* [Objective]:
The lines beneath this instruction, from the first through the one containing "import React from 'react';", must be transcribed exactly; no other line belongs in the output.

* [Data section]:
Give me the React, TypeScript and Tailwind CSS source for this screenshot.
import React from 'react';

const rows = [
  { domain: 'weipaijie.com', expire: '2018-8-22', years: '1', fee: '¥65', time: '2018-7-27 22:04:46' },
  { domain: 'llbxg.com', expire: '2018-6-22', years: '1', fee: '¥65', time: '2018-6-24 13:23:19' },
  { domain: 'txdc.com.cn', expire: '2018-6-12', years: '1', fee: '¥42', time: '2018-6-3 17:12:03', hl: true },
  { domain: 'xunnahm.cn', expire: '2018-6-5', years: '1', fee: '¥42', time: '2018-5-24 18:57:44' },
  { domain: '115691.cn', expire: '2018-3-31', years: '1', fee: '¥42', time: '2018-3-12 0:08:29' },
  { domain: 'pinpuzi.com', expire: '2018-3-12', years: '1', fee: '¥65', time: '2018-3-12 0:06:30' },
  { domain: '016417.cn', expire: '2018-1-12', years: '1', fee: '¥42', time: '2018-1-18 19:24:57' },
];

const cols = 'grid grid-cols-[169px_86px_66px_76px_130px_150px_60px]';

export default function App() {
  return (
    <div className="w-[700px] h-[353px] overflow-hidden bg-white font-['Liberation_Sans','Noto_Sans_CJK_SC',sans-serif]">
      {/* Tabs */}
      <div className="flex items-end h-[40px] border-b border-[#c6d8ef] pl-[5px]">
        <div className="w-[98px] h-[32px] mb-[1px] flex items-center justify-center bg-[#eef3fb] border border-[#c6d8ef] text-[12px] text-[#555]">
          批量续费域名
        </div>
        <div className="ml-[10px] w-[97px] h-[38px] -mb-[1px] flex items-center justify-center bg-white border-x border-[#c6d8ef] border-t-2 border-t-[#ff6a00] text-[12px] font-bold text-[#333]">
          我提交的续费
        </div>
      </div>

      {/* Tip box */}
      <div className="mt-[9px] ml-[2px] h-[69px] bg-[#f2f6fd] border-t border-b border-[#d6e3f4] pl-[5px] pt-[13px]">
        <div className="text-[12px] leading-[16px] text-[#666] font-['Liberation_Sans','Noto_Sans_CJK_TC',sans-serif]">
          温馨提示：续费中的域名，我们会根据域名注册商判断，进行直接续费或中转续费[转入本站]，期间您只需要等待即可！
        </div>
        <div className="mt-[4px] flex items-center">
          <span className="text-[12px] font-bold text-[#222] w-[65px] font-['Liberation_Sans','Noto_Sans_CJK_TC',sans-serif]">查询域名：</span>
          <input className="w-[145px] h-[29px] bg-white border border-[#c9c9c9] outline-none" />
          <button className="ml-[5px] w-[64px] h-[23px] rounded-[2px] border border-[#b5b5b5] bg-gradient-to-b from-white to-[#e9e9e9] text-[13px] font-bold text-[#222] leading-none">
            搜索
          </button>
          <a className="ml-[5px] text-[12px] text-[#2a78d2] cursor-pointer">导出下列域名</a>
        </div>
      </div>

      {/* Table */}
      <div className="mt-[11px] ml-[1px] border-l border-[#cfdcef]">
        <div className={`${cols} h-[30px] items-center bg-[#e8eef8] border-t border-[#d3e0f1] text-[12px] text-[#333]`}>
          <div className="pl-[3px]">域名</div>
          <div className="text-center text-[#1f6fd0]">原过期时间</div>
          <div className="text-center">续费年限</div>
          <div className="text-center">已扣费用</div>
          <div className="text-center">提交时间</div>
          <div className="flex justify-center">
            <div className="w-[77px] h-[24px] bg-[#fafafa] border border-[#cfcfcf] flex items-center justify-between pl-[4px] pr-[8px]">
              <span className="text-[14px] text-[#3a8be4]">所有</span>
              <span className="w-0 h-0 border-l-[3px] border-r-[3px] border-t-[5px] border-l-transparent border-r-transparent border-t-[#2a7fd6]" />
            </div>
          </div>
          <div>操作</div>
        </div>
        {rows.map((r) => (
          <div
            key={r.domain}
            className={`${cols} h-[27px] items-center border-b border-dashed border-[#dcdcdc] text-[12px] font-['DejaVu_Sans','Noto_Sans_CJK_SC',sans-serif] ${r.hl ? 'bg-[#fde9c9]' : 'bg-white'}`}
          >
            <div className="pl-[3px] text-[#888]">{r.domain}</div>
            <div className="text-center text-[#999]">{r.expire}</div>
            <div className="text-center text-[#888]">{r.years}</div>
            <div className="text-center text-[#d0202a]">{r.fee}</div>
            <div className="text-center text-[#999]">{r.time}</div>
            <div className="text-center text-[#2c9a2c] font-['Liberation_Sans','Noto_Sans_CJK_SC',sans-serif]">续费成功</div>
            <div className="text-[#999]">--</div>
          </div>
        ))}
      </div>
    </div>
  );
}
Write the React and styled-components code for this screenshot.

* [Task output]:
Give me the React, TypeScript and Tailwind CSS source for this screenshot.
import React from 'react';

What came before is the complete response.